MMO: I was wondering your thoughts on a trade that wasn’t included in your book, the Mets and Blue Jays deal that saw R.A. Dickey, Josh Thole, and Mike Nickeas shipped off to Toronto with Travis d’Arnaud, Noah Syndergaard, John Buck, and Wuilmer Becerra coming back to New York. Was that a trade that you potentially thought of including in the book?

Shawn: That was a trade that I thought about a great deal including in the book, and I think, at that point, it has as much to do with the stories behind it as everything else. There’s only so much room and okay, is this story different enough from the others that we can include it?

I definitely looked into that trade and that’s a good example of what Tom Greive said – and I use that quote in my introduction – that a good trade in a general manager’s mind is you shake hands with the other guy and you’re happy with what you got back that day. Then you bump into him five years later and you can still shake hands and you’re happy with what you got.
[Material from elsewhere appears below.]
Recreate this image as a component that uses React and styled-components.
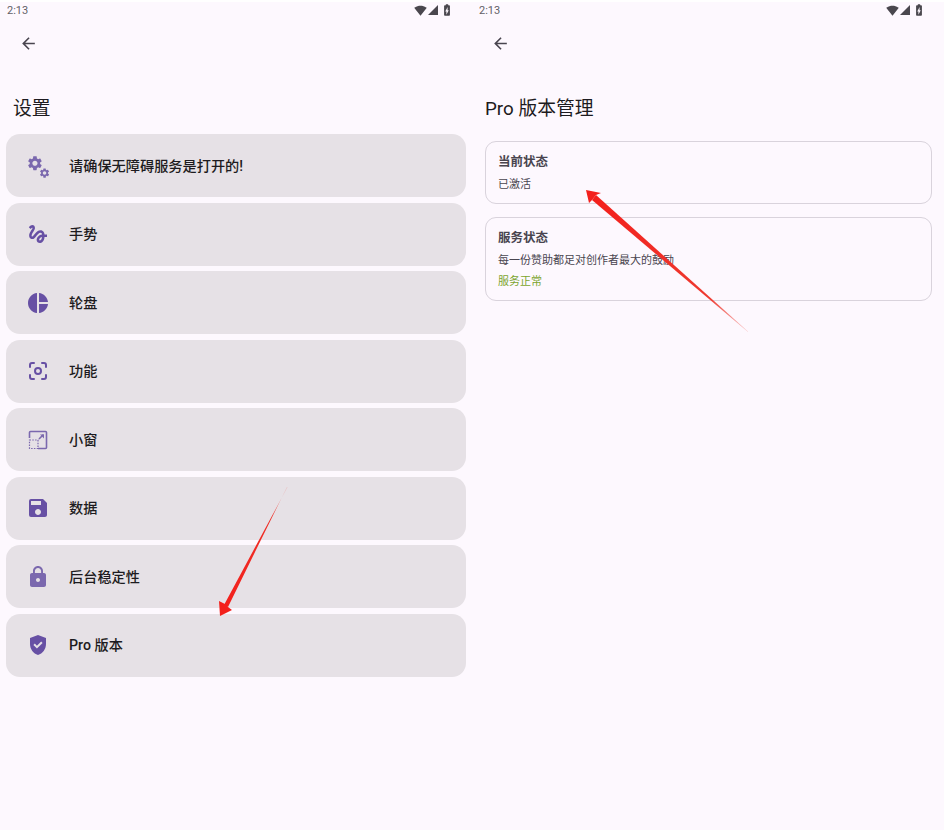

There are just different time frames of what you’re looking for. In that case, the Blue Jays wanted something right away and needed a Cy Young-quality pitcher to add to their rotation, because they thought they could make some noise in the American League East. On the other hand, the Mets were looking to add prospects, and so I think they’re very, very happy with what they got. The Blue Jays were very happy, at least for a while, with what they got.

I think that’s a good example of a trade that, again, looking at the best interest of a baseball perspective, that’s a good trade because both teams got exactly what they were looking for.

MMO: Thanks so much for your time today, Shawn. Best of luck with the book.

Shawn: Thanks a lot, Mathew. Take care.